This work examines, under the framework of world system theory, how capitalism is changing at the end of the twentieth century, towards which direction it is changing, and what will be the likely consequences for Europe in the next two or three decades.

The two main theoretical arguments are, first, that the capitalist world system has evolved through succeeding phases, called systemic cycles of accumulation of capital or ‘long centuries’, each one of which is led by a group of capitalists connected to one given state, the hegemon. Previous hegemons have been Genoa, allied to imperial Iberia, Holland, Britain, and the United States of America. The second main argument is that American hegemony has ended, and that a new systemic cycle of accumulation of capital, ‘the long twenty-first century’, has started, which is however hegemonless, that is, the capitalist agencies that lead it are not connected to any one state.

The stateless hegemony is made possible by the new information and communication technologies, which lead to network forms of business, political and social organisation, that are only weakly subject to spatial constraints, and hence become partially disconnected from control by national states. The new technologies also lead to the internalisation of the core-periphery structure, that is, to re-introduce the periphery back into the traditional core, that is, advanced industrial countries, that under the Keynesian welfare state were free of extreme or numerous cases of misery and exclusion.

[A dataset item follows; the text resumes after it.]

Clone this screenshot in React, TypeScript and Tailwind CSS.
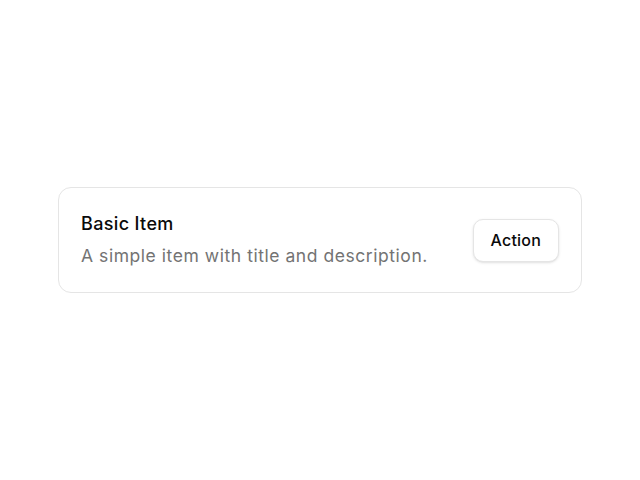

Some of the major contemporary trends and undergoing changes in Europe are studied under this world system framework. They are the European Union as a new kind of polity and its functions vis a vis the inter-state system and the world system; the threat of the rise of nationalisms in Europe; the new social movements and their organisation and role in the new, internalised, core-periphery system; the direction towards which the concept of democracy is changing in Europe; and the new defence and security issues in Europe.